My Employee Has a Food Allergy, So What?

Depending on their severity, food allergies may be covered by the Americans with Disabilities Act (ADA) or similar state laws. The burden is on the employee to alert the employer to their food allergy.  Once an employee has done so, management must treat the claim seriously.

If the employee is seeking accommodations because of their allergy, the employer should follow the ADA protocol the same as it would with any other potentially disabled employee. The employer may request documentation of the allergy before granting an accommodation. If the medical documentation shows that the employee in fact suffers from a disabling condition, the employer needs to engage in the interactive process and brainstorm accommodations that would allow the employee to perform the essential functions of the job.

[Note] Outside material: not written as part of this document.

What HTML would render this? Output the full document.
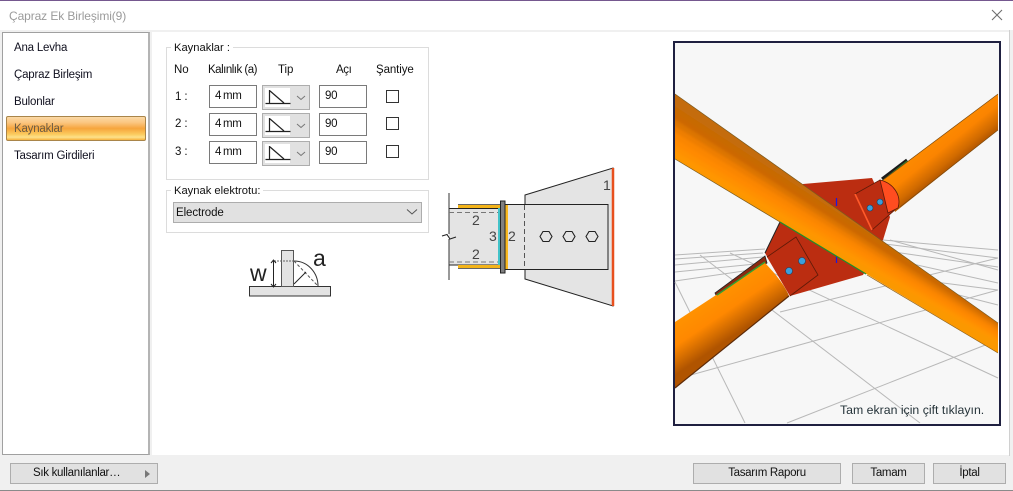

If there are no such accommodations, then the employee is simply not qualified for the position. However, you should not simply dismiss a request as unreasonable until you have fully explored whether it would, in fact, be possible. Remember, showing that an accommodation is unreasonable because it would present an undue hardship is a very high burden. Finally, the ADA’s anti-retaliation provisions mean that you cannot fire someone just because they have a food allergy or because they asked for an accommodation for that food allergy.

Around the workplace, employers can take a few easy steps to reduce their employees’ risk of exposure to food allergens. Employers may wish to conduct training on the risks associated with food allergies and helping employees recognize the signs of an allergic attack in others. Employers should consider posting signage in kitchen areas and providing disposable plates, cups, and utensils for use by employees with allergies.

Finally, employers must treat employees with food allergies, and their related needs, seriously. Don’t be the boss who shrugs off a food allergy.